A few years ago, I posted about the spiritual Christian. For the original series click here.  I looked at a verse that the apostle Paul wrote.

The man without the Spirit does not accept the things that come from the Spirit of God, for they are foolishness to him, and he cannot understand them, because they are spiritually discerned.
1 Corinthians 2:14

My last statement was that the things that are received from God are spiritually investigated. You may wonder why I used the word, investigate when the verse said discerned.

The Greek word that Paul used is a legal term that applies to what a judge does when he’s hearing the facts of the case. It’s the investigation stage of the trial. Paul tells us that there are things that can only be investigated in the spirit.

Paul goes further with this point.

The spiritual man makes judgments about all things, but he himself is not subject to any man’s judgment:
1 Corinthians 2:15

We’re told here that the spiritual man is able to use his spirit to investigate all things. On the other hand, he cannot be investigated or figured out. It’s funny when soulish Christians hear the teaching of a spiritual believer. They have a hard time figuring the teacher out.

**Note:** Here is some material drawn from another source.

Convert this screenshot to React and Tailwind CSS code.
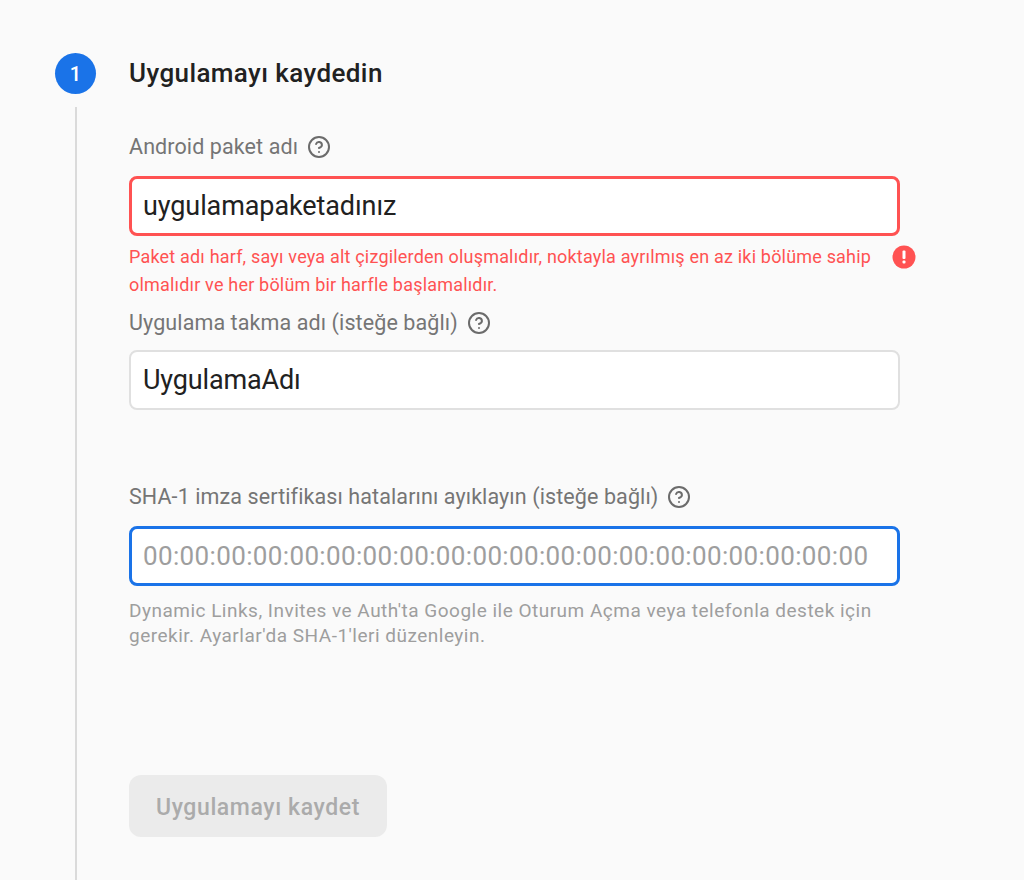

There have been many times that I have taught on things that I’ve received from the Spirit of God. Frequently someone will come to me and tell me how it blessed them. Then they’ll ask, “Where did you get that from. I’ve read that verse a hundred times and never saw it. What study books do you use?”

The soulish Christian just cannot wrap their brain around the fact that you can be taught directly by the Holy Spirit. They think the only place to get good teaching is from the bookstore or a good commentary.

The fact is, there’s a higher lifestyle in the Lord. A spiritual walk with God simply uses more of the power that He has made available to us by His Spirit.

“For who has known the mind of the Lord that he may instruct him?” But we have the mind of Christ.
1 Corinthians 2:16

This verse sounds kind of disjointed in English. The reason is that the translators couldn’t figure out why Paul was using the words that he used. What he literally said was who knows the mind of the Lord that we might unite or be knit together with Him?

That is a very powerful question. He then answers it by saying that we hold the mind of Christ. The Holy Spirit who lives in us has access to the very mind of the Lord. All the answers that we need are right within our grasp if we know the language of the Spirit.

One spiritual word from God could change the whole course of our life. This is why we need to live daily in the spirit. The gift of the Holy Spirit gives intimate access to the mind of God.

It’s time for the body of believers to start walking in this great gift. Only then will the church live up to its calling in Christ.

Question: How often do you access the mind of Christ through the Holy Spirit?